Glancing over the Tempus Restaurant menu that was left on the desk, I decided I would give Scotland another chance at their food. The first dinner I had in Edinburgh did not give me much hope. Walking down the close to 150 stairs to the restaurant, I walked into another beautiful scene. The restaurant was small and elegant, yet one could hardly find a seat that night.
Dining alone did not scare me. I was seated next to a couple who seemed to enjoy their time together. At one point I struck up a conversation as I inquired about the dessert the man was having. He confirmed that it was the apple and plum crumble with cinnamon dusted vanilla ice cream and encouraged me to order one. I did, albeit I hardly had any room left in my belly to consume one more morsel of food.
The dinner. Since the cappuccino and brownie were the only 'food' I had all day, I was ready to order everything on the menu. And I almost did. I started with the cherry-tomato focaccia with oil and vinegar and moved to the soup. As I'd never eaten anything with butternut squash in any form, I decided to try something new. After the first spoonful, I wondered why I'd never had soup like this before. It was a superb roasted butternut squash soup.
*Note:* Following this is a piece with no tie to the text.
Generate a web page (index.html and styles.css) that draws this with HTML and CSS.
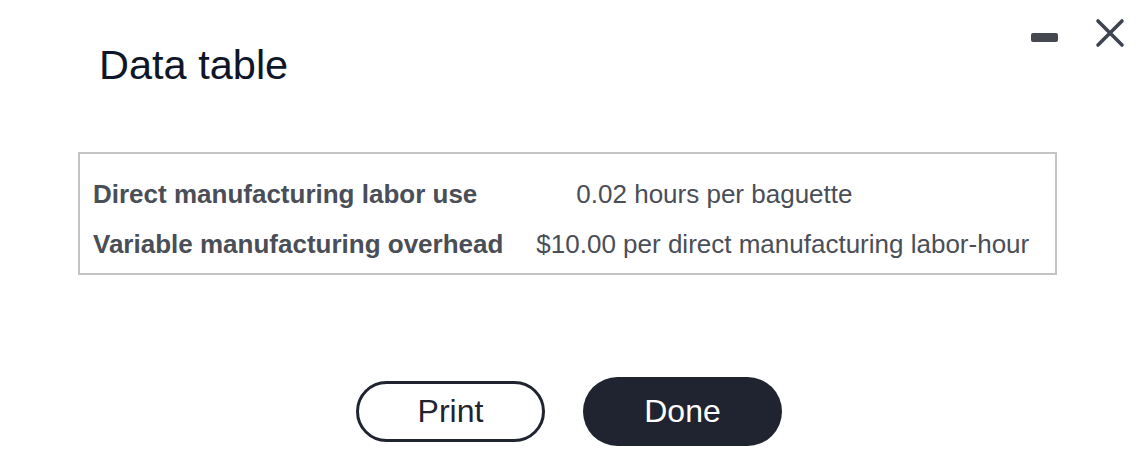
FILE: index.html
```html
<!DOCTYPE html>
<html>
<head>
<meta charset="utf-8">
<link rel="stylesheet" href="styles.css">
</head>
<body>
<div class="dialog">
  <div class="header">
    <h1 class="title">Data table</h1>
    <div class="controls">
      <span class="minimize"></span>
      <svg class="close" width="30" height="30" viewBox="0 0 30 30">
        <path d="M3 3 L27 27 M27 3 L3 27" stroke="#3e4550" stroke-width="3.6" stroke-linecap="round" fill="none"/>
      </svg>
    </div>
  </div>
  <div class="table">
    <div class="label">Direct manufacturing labor use</div>
    <div class="value first">0.02 hours per baguette</div>
    <div class="label">Variable manufacturing overhead</div>
    <div class="value">$10.00 per direct manufacturing labor-hour</div>
  </div>
  <div class="actions">
    <button class="btn print">Print</button>
    <button class="btn done">Done</button>
  </div>
</div>
</body>
</html>
```
FILE: styles.css
```css
html, body {
  margin: 0;
  padding: 0;
  background: #fff;
  font-family: "Liberation Sans", Arial, sans-serif;
}
.dialog {
  width: 1138px;
  height: 468px;
  box-sizing: border-box;
}
.header {
  display: flex;
  justify-content: space-between;
  align-items: flex-start;
}
.title {
  margin: 41px 0 0 99px;
  font-size: 41.5px;
  font-weight: normal;
  color: #0f1628;
  line-height: 48px;
}
.controls {
  display: flex;
  align-items: flex-start;
  gap: 37px;
  margin: 18px 13px 0 0;
}
.minimize {
  display: block;
  width: 27px;
  height: 9px;
  border-radius: 2px;
  background: #45484e;
  margin-top: 15px;
}
.close {
  display: block;
}
.table {
  margin: 63px 0 0 78px;
  width: 979px;
  height: 123px;
  box-sizing: border-box;
  border: 2px solid #c4c4c4;
  display: grid;
  grid-template-columns: auto 1fr;
  column-gap: 33px;
  row-gap: 24px;
  align-content: start;
  padding: 27px 12px 0 13px;
  color: #4a4e57;
  font-size: 26px;
  line-height: 26px;
}
.label {
  font-weight: bold;
}
.value.first {
  padding-left: 40px;
}
.actions {
  display: flex;
  justify-content: center;
  align-items: center;
  gap: 38px;
  margin-top: 102px;
}
.btn {
  font-family: "Liberation Sans", Arial, sans-serif;
  font-size: 32px;
  border-radius: 36px;
  box-sizing: border-box;
  cursor: pointer;
}
.print {
  width: 189px;
  height: 61px;
  border: 3px solid #1f2430;
  background: #fff;
  color: #1f2430;
}
.done {
  width: 199px;
  height: 69px;
  border: none;
  background: #1f2430;
  color: #fff;
}
```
The wait staff circled the rooms attending to the guests. I noticed some were wearing white gloves as they brought the food to tables. Sipping my wine, I wondered if my filet would be as I'd ordered. Although I realize nobody in their right mind orders a filet, or any kind of meat, well done with no pink remaining, mine was exactly as I'd ordered. The creamy peppercorn sauce that accompanied it was seasoned perfectly and the potato wedges tasted like potatoes, as strange as that might sound. The onion rings were good too and I even dared to eat the grilled mushroom that laid alongside the filet. Mushrooms are not something I eat - ever - but this version I enjoyed.
Then came time for dessert. A perfect ending to another day in a new place.